Saya tidak akan pernah menyalahkan perjodohan dan intervensi
para orang tua terhadap kisah cinta anak-anaknya. Karena bagaimana pun juga,
tidak ada orang tua yang mengingikan kejelekan bagi anak-anak mereka. Tentunya setiap
orang tua yang memilih calon menantu atau pasangan untuk anak-anaknya sudah
menilai semua sisi dari orang yang mereka pilih. Baik itu dari bebet, bibit dan
bobotnya. Hanya saja, di dalam islam, seorang gadis berhak menolak calon yang
disodorkan orang tuanya jika dia tidak merasa cocok. Begitu juga sebaliknya.

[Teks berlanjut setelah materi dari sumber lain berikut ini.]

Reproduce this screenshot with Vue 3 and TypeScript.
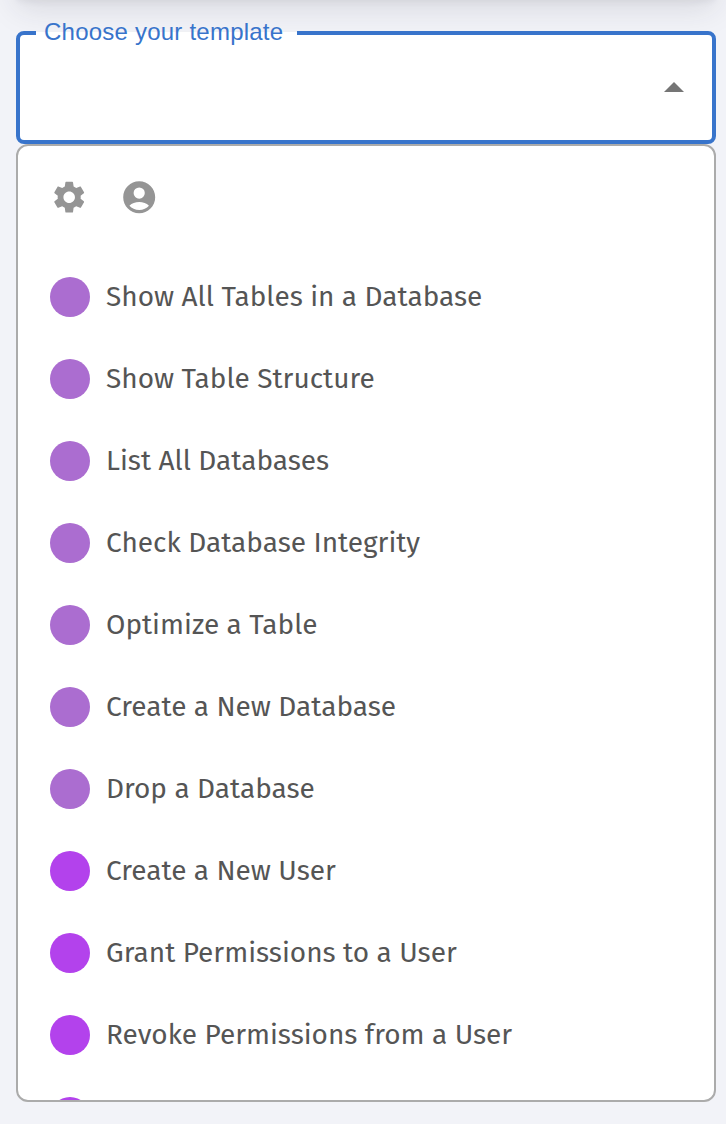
<script setup lang="ts">
interface Template {
  label: string
  kind: 'system' | 'user'
}

const templates: Template[] = [
  { label: 'Show All Tables in a Database', kind: 'system' },
  { label: 'Show Table Structure', kind: 'system' },
  { label: 'List All Databases', kind: 'system' },
  { label: 'Check Database Integrity', kind: 'system' },
  { label: 'Optimize a Table', kind: 'system' },
  { label: 'Create a New Database', kind: 'system' },
  { label: 'Drop a Database', kind: 'system' },
  { label: 'Create a New User', kind: 'user' },
  { label: 'Grant Permissions to a User', kind: 'user' },
  { label: 'Revoke Permissions from a User', kind: 'user' },
]
</script>

<template>
  <main class="page">
    <div class="panel-above"></div>
    <div class="select">
      <span class="notch"></span>
      <span class="legend">Choose your template</span>
      <svg class="arrow" viewBox="0 0 20 10"><path d="M0 10 10 0l10 10z" /></svg>
    </div>
    <section class="menu">
      <div class="filters">
        <svg class="icon" viewBox="0 0 24 24">
          <path d="M19.14 12.94c.04-.3.06-.61.06-.94 0-.32-.02-.64-.07-.94l2.03-1.58c.18-.14.23-.41.12-.61l-1.92-3.32c-.12-.22-.37-.29-.59-.22l-2.39.96c-.5-.38-1.03-.7-1.62-.94l-.36-2.54c-.04-.24-.24-.41-.48-.41h-3.84c-.24 0-.43.17-.47.41l-.36 2.54c-.59.24-1.13.57-1.62.94l-2.39-.96c-.22-.08-.47 0-.59.22L2.74 8.87c-.12.21-.08.47.12.61l2.03 1.58c-.05.3-.09.63-.09.94s.02.64.07.94l-2.03 1.58c-.18.14-.23.41-.12.61l1.92 3.32c.12.22.37.29.59.22l2.39-.96c.5.38 1.03.7 1.62.94l.36 2.54c.05.24.24.41.48.41h3.84c.24 0 .44-.17.47-.41l.36-2.54c.59-.24 1.13-.56 1.62-.94l2.39.96c.22.08.47 0 .59-.22l1.92-3.32c.12-.22.07-.47-.12-.61l-2.01-1.58zM12 15.6c-1.98 0-3.6-1.62-3.6-3.6s1.62-3.6 3.6-3.6 3.6 1.62 3.6 3.6-1.62 3.6-3.6 3.6z" />
        </svg>
        <svg class="icon" viewBox="0 0 24 24">
          <path d="M12 2C6.48 2 2 6.48 2 12s4.48 10 10 10 10-4.48 10-10S17.52 2 12 2zm0 3.900a3.500 3.500 0 1 1 0 7 3.500 3.500 0 0 1 0-7zM12 20c-2.500 0-4.700-1.100-6.100-2.700C7.400 15.800 9.600 15 12 15s4.600.8 6.100 2.300C16.700 18.900 14.500 20 12 20z" />
        </svg>
      </div>
      <ul class="list">
        <li v-for="item in templates" :key="item.label" class="item">
          <span class="dot" :class="item.kind"></span>
          <span class="label">{{ item.label }}</span>
        </li>
        <li class="item"><span class="dot user"></span></li>
      </ul>
    </section>
  </main>
</template>

<style>
body {
  background: #f2f3f8;
}
</style>

<style scoped>
.page {
  box-sizing: border-box;
  height: 1124px;
  padding: 0 10px 0 16px;
  overflow: hidden;
  background: #f2f3f8;
}
.panel-above {
  height: 40px;
  margin: -40px 0 31px;
  border-radius: 8px;
  box-shadow: 0 2px 6px rgba(40, 40, 55, 0.06), 0 8px 32px rgba(40, 40, 55, 0.13);
}
.select {
  position: relative;
  display: flex;
  align-items: center;
  justify-content: flex-end;
  box-sizing: border-box;
  height: 113px;
  padding: 0 28px 1px 0;
  border: 4px solid #3874cb;
  border-radius: 8px;
  background: #fff;
}
.notch {
  position: absolute;
  top: -4px;
  left: 16px;
  width: 261px;
  height: 4px;
  background: linear-gradient(#f0f1f4 1px, #fff 1px);
}
.legend {
  position: absolute;
  top: -17px;
  left: 24px;
  color: #3874cb;
  font: 24px/28px "Liberation Sans", Arial, sans-serif;
  letter-spacing: 0.225px;
  white-space: nowrap;
}
.arrow {
  width: 20px;
  height: 10px;
  fill: #757575;
}
.menu {
  box-sizing: border-box;
  height: 958px;
  border: 2px solid #ababab;
  border-radius: 12px;
  overflow: hidden;
  background: #fff;
}
.filters {
  display: flex;
  gap: 31.600px;
  height: 110px;
  padding: 31.800px 0 0 31.800px;
  box-sizing: border-box;
}
.icon {
  width: 38.400px;
  height: 38.400px;
  fill: #959595;
}
.list {
  margin: 0;
  padding: 0;
  list-style: none;
}
.item {
  display: flex;
  align-items: center;
  gap: 16px;
  height: 82px;
  padding-left: 32px;
}
.dot {
  width: 40px;
  height: 40px;
  border-radius: 50%;
}
.system {
  background: #ab6dd0;
}
.user {
  background: #b342ec;
}
.label {
  color: #555;
  font: 28px/40px "Fira Sans", "Noto Sans", sans-serif;
  white-space: nowrap;
}
</style>
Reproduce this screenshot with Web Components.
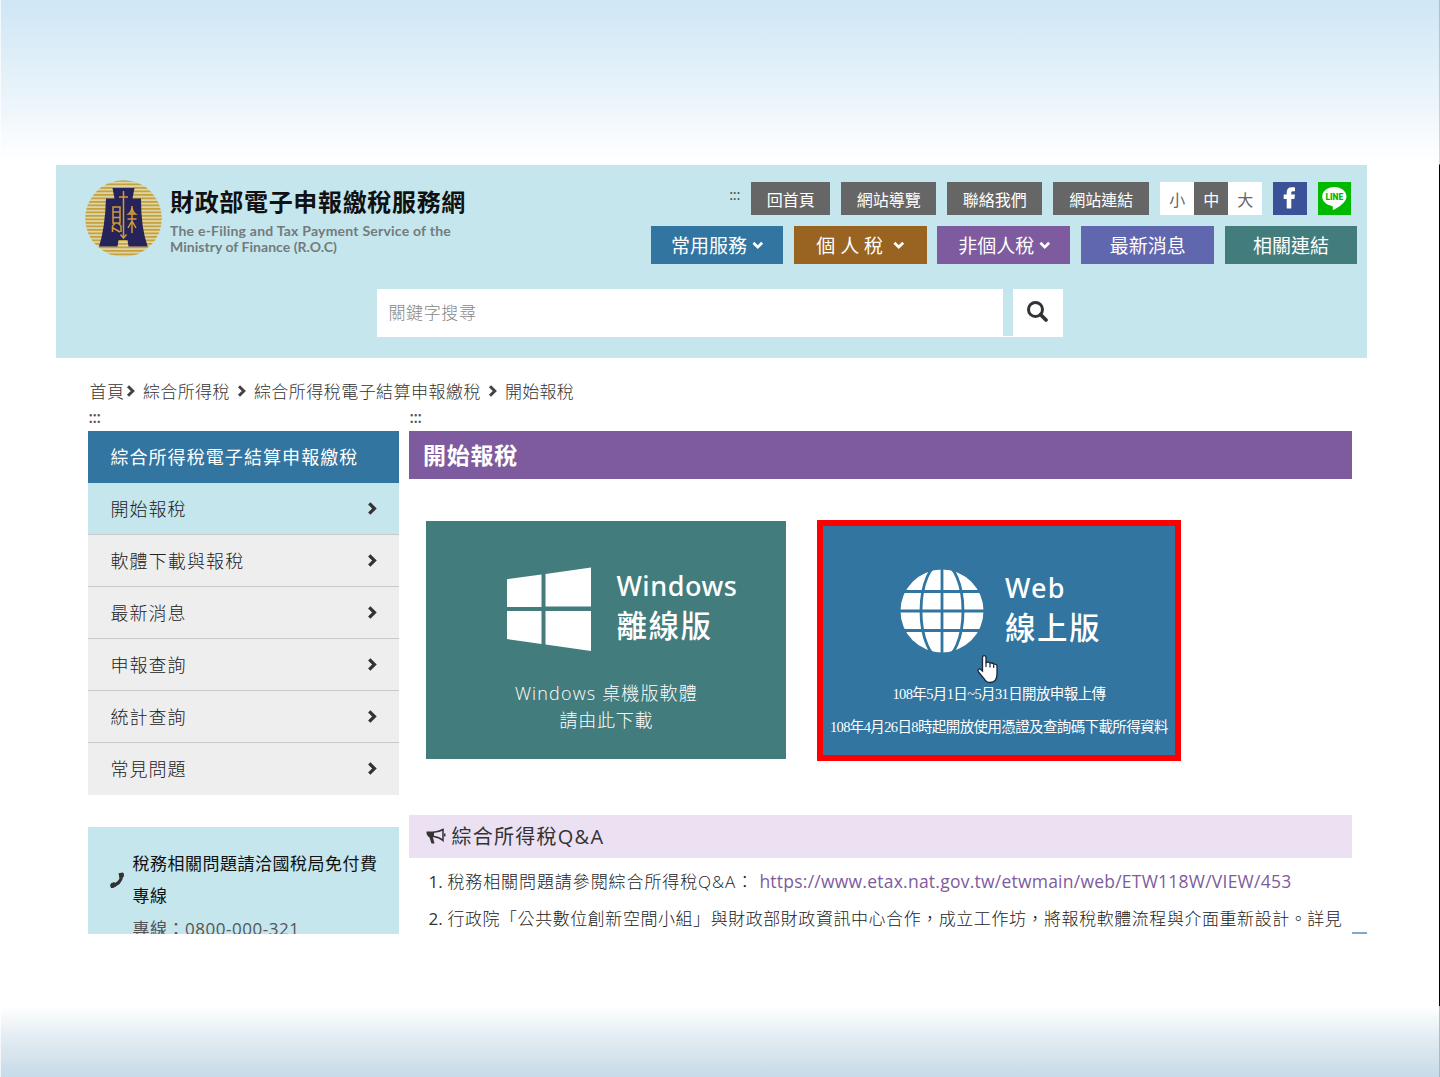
<!DOCTYPE html>
<html lang="zh-Hant">
<head>
<meta charset="utf-8">
<title>財政部電子申報繳稅服務網</title>
<style>
html,body{margin:0;height:1077px;overflow:hidden;background:#fff}
body{font-family:"Open Sans","Noto Sans CJK TC",sans-serif;color:#444}
</style>
</head>
<body>
<slide-stage>
  <tax-header></tax-header>
  <bread-crumb></bread-crumb>
  <div slot="content" style="display:flex;gap:10.5px;padding-left:32px;box-sizing:border-box">
    <side-bar></side-bar>
    <main-panel></main-panel>
  </div>
</slide-stage>
<script>
const define = (name, html) => customElements.define(name, class extends HTMLElement {
  connectedCallback() {
    if (this.shadowRoot) return;
    const root = this.attachShadow({ mode: 'open' });
    const t = document.createElement('template');
    t.innerHTML = html;
    root.append(t.content.cloneNode(true));
  }
});

/* Tracks its text so that the line takes exactly the width in the w attribute. */
customElements.define('fit-text', class extends HTMLElement {
  connectedCallback() {
    if (this.shadowRoot) return;
    const root = this.attachShadow({ mode: 'open' });
    root.innerHTML = '<style>:host{display:block;white-space:pre}span{display:inline-block;letter-spacing:0}</style><span><slot></slot></span>';
    const span = root.querySelector('span'), w = +this.getAttribute('w');
    const n = [...this.textContent].length;
    if (w) {
      this.style.width = w + 'px';
      span.style.letterSpacing = (w - span.getBoundingClientRect().width) / n + 'px';
    }
  }
});

define('chev-icon', `<style>:host{display:block;flex:none;width:10px;height:12px}:host([down]){transform:rotate(90deg)}svg{display:block;width:100%;height:100%}</style>
<svg viewBox="0 0 10 12"><path d="M2 1.200 6.800 6 2 10.800" fill="none" stroke="currentColor" stroke-width="3"/></svg>`);

define('slide-stage', `<style>
:host{display:flex;height:1077px;width:1440px;box-sizing:border-box;
 background:linear-gradient(#cfe6f5 0,#e9f4fa 95px,#fff 160px,#fff 1006px,#e1ebf2 1040px,#c7dae7 1077px)}
.edge{width:1px;background:rgba(255,255,255,.7)}
.mid{flex:1;padding:164.5px 0 0 55.400px}
.page{width:1311px;height:769px;background:#fff;overflow:hidden;position:relative}
.tick{position:absolute;right:0;bottom:0;width:15px;height:2px;background:#7fabc9}
.right{width:1px;background:linear-gradient(#aec0cb 0,#d5d9db 164px,#000 165px,#000 1006px,#b5bfc6 1006px,#a9b9c3 1077px)}
</style><div class="edge"></div><div class="mid"><div class="page"><slot></slot><slot name="content"></slot><div class="tick"></div></div></div><div class="right"></div>`);

define('ministry-seal', `<style>:host{display:block;width:77px;height:77px}svg{display:block}</style>
<svg width="77" height="77" viewBox="0 0 77 77">
<defs><clipPath id="c"><circle cx="38.5" cy="38.5" r="38.3"/></clipPath>
<pattern id="s" width="77" height="3.5" patternUnits="userSpaceOnUse"><rect width="77" height="3.5" fill="#dcd6a6"/><rect width="77" height="1.7" fill="#c69f3c"/></pattern></defs>
<g clip-path="url(#c)"><rect width="77" height="77" fill="url(#s)"/></g>
<path d="M27.500 8h22l-2 10.500h8.500q0 30 6.700 48H43.500l-1-6.500h-9l-1 6.500H14q6-18 7-48h8.500z" fill="#26235a"/>
<g fill="none" stroke="#d09a35" stroke-width="1.5">
<path d="M38.500 11v46M34 17h9M35.500 54.500l3 3.500 3-3.500M28 27h7v16h-7zM28 32h7M28 37.500h7M30.500 43l-3 3v6M33 43l3 3v6M28 48l7 4"/>
<path d="M47 26v27M43.500 34q3-2 3.500-7 .5 5 3.500 7zM42.500 39h9M43 48l4-7 4 7"/></g></svg>`);

define('site-brand', `<style>
:host{display:flex;gap:8px}
ministry-seal{margin-left:.6px}
.t{color:#111;font:700 24px/30px "Noto Sans CJK TC",sans-serif;margin-top:6px}
.e{color:#727b7d;font:700 14px/16px Lato,sans-serif}
</style><ministry-seal></ministry-seal><div><fit-text class="t" w="296">財政部電子申報繳稅服務網</fit-text><div style="height:7px"></div><fit-text class="e" w="281">The e-Filing and Tax Payment Service of the</fit-text><fit-text class="e" w="167">Ministry of Finance (R.O.C)</fit-text></div>`);

define('util-bar', `<style>
:host{display:flex;gap:11px;font:400 16px/34px "Noto Sans CJK TC",sans-serif;color:#fff;height:33px}
.b{background:#666;display:flex;justify-content:center;height:33px}
.dots{font:400 15px/24px "Open Sans",sans-serif;color:#444;width:11px}
.size{display:flex;background:#fff;color:#666;width:102px}
.size div{flex:1;text-align:center;height:33px}.size .on{background:#666;color:#fff}
svg{display:block}
</style>
<fit-text class="dots" w="11">:::</fit-text>
<div class="b" style="width:79px"><fit-text w="48">回首頁</fit-text></div>
<div class="b" style="width:95px"><fit-text w="64">網站導覽</fit-text></div>
<div class="b" style="width:95px"><fit-text w="64">聯絡我們</fit-text></div>
<div class="b" style="width:96px"><fit-text w="64">網站連結</fit-text></div>
<div class="size"><div>小</div><div class="on">中</div><div>大</div></div>
<svg width="33.5" height="33" viewBox="0 0 33.500 33"><rect width="34" height="33" fill="#3b5299"/><path d="M13.700 26.500V17h-3v-4.500h3v-2C13.700 7 15.500 5.200 18.800 5.200c1.400 0 2.700.1 3.200.2v3.800h-2c-1.600 0-1.700.7-1.700 1.900v1.400H22l-.6 4.500h-3.100v9.500z" fill="#fff"/></svg>
<svg width="33" height="33" viewBox="0 0 33 33"><rect width="33" height="33" fill="#00b900"/><path d="M16.300 5C9.400 5 4.200 9.300 4.200 14.600c0 4.600 4 8.500 9.600 9.300 1.300.3 1.200.8.900 3-.1.800.3 1.200 1.200.8 4-2 12.600-7 12.600-13.100C28.500 9.300 23.200 5 16.300 5z" fill="#fff"/><text x="16.300" y="18" text-anchor="middle" textLength="17.500" lengthAdjust="spacingAndGlyphs" font-family="Roboto,sans-serif" font-weight="900" font-size="8.200" fill="#00b900">LINE</text></svg>`);

define('nav-bar', `<style>
:host{display:flex;gap:10.8px;font:400 19px/38px "Noto Sans CJK TC",sans-serif;color:#fff;height:38px}
div{display:flex;justify-content:center;align-items:center;gap:6px;width:133px}
chev-icon{width:9.5px;height:11px}
</style>
<div style="background:#3175a0;width:132px"><fit-text w="76">常用服務</fit-text><chev-icon down></chev-icon></div>
<div style="background:#996322;gap:11px"><fit-text w="67">個 人 稅</fit-text><chev-icon down></chev-icon></div>
<div style="background:#7e5b9e"><fit-text w="76">非個人稅</fit-text><chev-icon down></chev-icon></div>
<div style="background:#6067ae"><fit-text w="76">最新消息</fit-text></div>
<div style="background:#437c7c;width:132px"><fit-text w="76">相關連結</fit-text></div>`);

define('search-box', `<style>
:host{display:flex;gap:10px;width:685.5px;height:46.5px;border-bottom:1.5px solid #fff}
.i{flex:1;background:#fff;color:#888;font:300 17px/46px "Noto Sans CJK TC",sans-serif;padding-left:11px}
.b{width:50px;background:#fff;display:flex;justify-content:center;align-items:center;color:#333}
svg{margin:-2px 1px 0 0}
</style><div class="i"><fit-text w="88">關鍵字搜尋</fit-text></div><div class="b"><svg width="23" height="23" viewBox="0 0 23 23"><circle cx="9.500" cy="9.500" r="7" fill="none" stroke="currentColor" stroke-width="3"/><path d="m14.500 14.500 5.500 5.500" stroke="currentColor" stroke-width="3.800" stroke-linecap="round"/></svg></div>`);

define('tax-header', `<style>
:host{display:block;height:193.5px;background:#c5e6ec}
.top{display:flex;justify-content:space-between;padding:15.5px 10.400px 0 28px;height:109px;box-sizing:border-box}
.r{display:flex;flex-direction:column;align-items:flex-end;padding-top:2px;gap:11px}
util-bar{margin-right:6.300px}
search-box{margin:15.500px 0 0 321.100px}
</style><div class="top"><site-brand></site-brand><div class="r"><util-bar></util-bar><nav-bar></nav-bar></div></div><search-box></search-box>`);

define('bread-crumb', `<style>
:host{display:flex;height:38px;padding:13.500px 0 0 33px;font:300 17px/38px "Noto Sans CJK TC",sans-serif;color:#333;align-items:center;box-sizing:content-box;margin-bottom:-2.5px}
chev-icon{margin:0 6.500px 0 7.500px;color:#444}
</style><fit-text w="35">首頁</fit-text><chev-icon style="margin-left:2px"></chev-icon><fit-text w="87">綜合所得稅</fit-text><chev-icon></chev-icon><fit-text w="227">綜合所得稅電子結算申報繳稅</fit-text><chev-icon></chev-icon><fit-text w="69">開始報稅</fit-text>`);

define('menu-item', `<style>
:host{display:flex;align-items:center;justify-content:space-between;height:51px;border-bottom:1px solid #c9c9c9;background:#eee;padding:0 20.500px 0 22px;color:#222}
:host([active]){background:#c5e6ec}
:host([last]){border-bottom-color:#eee}
chev-icon{color:#333;width:11px;height:13px}
</style><slot></slot><chev-icon></chev-icon>`);

define('contact-box', `<style>
:host{display:flex;background:#c5e6ec;margin-top:32px;height:160px;padding:21px 0 0 21px;gap:7px;font:400 17px/32.500px "Open Sans","Noto Sans CJK TC",sans-serif;color:#111}
svg{margin-top:23px;flex:none}
.n{font-weight:400;color:#555}
</style><svg width="16" height="18" viewBox="0 0 16 18"><path d="M3 14.500Q11.500 13.500 12.800 4.500" fill="none" stroke="#333" stroke-width="3.200"/><path d="m9.600 2.300 4.200-.9 1.100 1.100v3.200l-4.600 1zM2 12.200l3.400-1.200 2.300 4-3.500 1.900H2L1 14.500z" fill="#333"/></svg>
<div><fit-text w="245">稅務相關問題請洽國稅局免付費</fit-text><fit-text w="35">專線</fit-text><fit-text class="n" w="167">專線：0800-000-321</fit-text></div>`);

define('side-bar', `<style>
:host{display:block;width:310.5px;font:300 18px/50px "Noto Sans CJK TC",sans-serif}
.d{font:600 16px/21px "Open Sans",sans-serif;color:#555;height:24px}
.h{background:#3175a0;color:#fff;height:51.500px;line-height:50px;padding-left:22px;font-weight:400}
</style><fit-text class="d" w="12">:::</fit-text><div class="h"><fit-text w="248">綜合所得稅電子結算申報繳稅</fit-text></div>
<menu-item active><fit-text w="76">開始報稅</fit-text></menu-item>
<menu-item><fit-text w="134">軟體下載與報稅</fit-text></menu-item>
<menu-item><fit-text w="76">最新消息</fit-text></menu-item>
<menu-item><fit-text w="76">申報查詢</fit-text></menu-item>
<menu-item><fit-text w="76">統計查詢</fit-text></menu-item>
<menu-item last><fit-text w="76">常見問題</fit-text></menu-item>
<contact-box></contact-box>`);

define('version-card', `<style>
:host{display:block;box-sizing:border-box;color:#fff;position:relative}
.row{display:flex;gap:var(--gap,25px)}
.icon{width:84px;height:84px}
.ttl{height:84px;font:500 27px/37px "Noto Sans","Noto Sans CJK TC",sans-serif}
::slotted([slot=note]){display:flex;flex-direction:column;align-items:center}
</style><div class="row"><div class="icon"><slot name="icon"></slot></div><div class="ttl"><slot name="title"></slot></div></div><slot name="note"></slot><slot></slot>`);

define('hand-cursor', `<style>:host{position:absolute;left:153px;top:128px}svg{display:block}</style>
<svg width="24" height="30" viewBox="0 0 24 30"><path d="M6.500 3.500C6.500 1 10 1 10 3.500V8.500q3-.8 4 .7 2.800-.7 3.700.9 3.300-.4 3.300 2.200V20q0 8.500-7 8.500-4 0-6-4L2.500 18c-1.500-2.500 1-4 2.500-2.300L6.500 17z" fill="#fff" stroke="#1c2738" stroke-width="1.300"/><path d="M10 8.500V13M14 9.500V13.500M17.700 10.500V14" stroke="#1c2738" stroke-width="1.200"/></svg>`);

define('main-panel', `<style>
:host{display:block;width:942.5px;font:400 17px/37px "Open Sans","Noto Sans CJK TC",sans-serif;color:#333}
.d{font:600 16px/21px "Open Sans",sans-serif;color:#555;height:24px}
.bar{background:#7e5b9e;color:#fff;font:700 23px/46px "Noto Sans CJK TC",sans-serif;height:47.5px;padding-left:13.500px}
.cards{display:flex;gap:30.5px;padding:41px 0 0 17px;height:336px;box-sizing:border-box}
.win{width:360px;height:238px;background:#437c7c;padding:46px 0 0 81px;margin-top:1.5px}
.web{width:364px;height:241px;background:#3175a0;border:6px solid #f00;padding:43px 0 0 77px;--gap:21px}
.web [slot=note]{margin-left:-77px;font:400 14.500px/33px "Liberation Serif","Noto Sans CJK TC",serif;margin-top:25px}
.win [slot=note]{margin-left:-81px;font:300 18px/27px "Open Sans","Noto Sans CJK TC",sans-serif;margin-top:29px}
.big{font-family:"Noto Sans CJK TC",sans-serif;font-size:30.500px;line-height:40px;font-weight:500}
.qa{background:#ebe1f3;height:43px;display:flex;align-items:center;gap:5px;padding-left:17px;color:#333;font-size:20px;line-height:43px;margin-bottom:5.500px}
.l{display:flex;padding-left:19px;font-weight:400}
.cj{font-weight:300;color:#222}
</style>
<fit-text class="d" w="12">:::</fit-text>
<div class="bar"><fit-text w="95">開始報稅</fit-text></div>
<div class="cards">
<version-card class="win">
<svg slot="icon" width="84" height="84" viewBox="0 0 84 84" fill="#fff"><path d="M0 12.200 34.500 7.500v32.500H0zM38.500 7 84 .5v39H38.500zM0 44h34.500V77L0 72zM38.500 44H84V84l-45.500-6.500z"/></svg>
<fit-text slot="title" w="121">Windows</fit-text><fit-text slot="title" class="big" w="96">離線版</fit-text>
<div slot="note"><fit-text w="183">Windows 桌機版軟體</fit-text><fit-text w="94">請由此下載</fit-text></div>
</version-card>
<version-card class="web">
<svg slot="icon" width="84" height="84" viewBox="0 0 84 84"><circle cx="42" cy="42" r="41.500" fill="#fff"/><g fill="none" stroke="#3175a0" stroke-width="2.800"><path d="M42 0v84M0 42h84M0 22.500h84M0 61.500h84"/><ellipse cx="42" cy="42" rx="21" ry="48"/></g></svg>
<fit-text slot="title" w="61">Web</fit-text><fit-text slot="title" class="big" w="96">線上版</fit-text>
<div slot="note"><fit-text w="213">108年5月1日~5月31日開放申報上傳</fit-text><fit-text w="338">108年4月26日8時起開放使用憑證及查詢碼下載所得資料</fit-text></div>
<hand-cursor></hand-cursor>
</version-card>
</div>
<div class="qa"><svg width="20" height="18" viewBox="0 0 20 18"><path d="M.5 4.500H8V10H6.800l1.700 6.500H5.500L3.500 10.500Q0 8 .5 4.500z" fill="#333"/><path d="M7.500 5.200Q13 5 17 2.500v11Q13 10 7.500 9.500" fill="none" stroke="#333" stroke-width="1.500"/><path d="M18.700 6.500v3" stroke="#333" stroke-width="1.500"/></svg><fit-text w="153">綜合所得稅Q&amp;A</fit-text></div>
<div class="l"><fit-text w="19">1. </fit-text><fit-text class="cj" w="312">稅務相關問題請參閱綜合所得稅Q&amp;A： </fit-text><fit-text w="532" style="color:#7e5b9e;font-size:17.500px">https://www.etax.nat.gov.tw/etwmain/web/ETW118W/VIEW/453</fit-text></div>
<div class="l"><fit-text w="19">2. </fit-text><fit-text class="cj" w="895">行政院「公共數位創新空間小組」與財政部財政資訊中心合作，成立工作坊，將報稅軟體流程與介面重新設計。詳見</fit-text></div>`);
</script>
</body>
</html>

Tapi saya juga tidak menyalahkan mereka yang mencari
jodohnya sendiri tanpa intervensi orang tua. Karena itu adalah haknya juga. Yang
perlu dilakukan adalah komunikasi dengan orang tua. Hendaknya mereka yang
terhalang kisah cintanya karena orang tua yang ‘keras kepala’ berusaha
meyakinkan orang tua mereka untuk menerima pilihan anaknya. Bagaimana pun juga,
perlu usaha untuk memperjuangkan cinta. Restu orang tua memang penting, tapi
kisah cintamu juga sama pentingya. Cobalah untuk meyakinkan orang tua dengan
pelan dan lembut, kalau bisa libatkan pihak ketiga sehingga orang tua luluh.
dan yang lebih penting lagi adalah menyerahkan semua urusan kepada Allah Subhanahu
Wata'ala. Karena hanya Dia-lah sang pemilik kehidupan.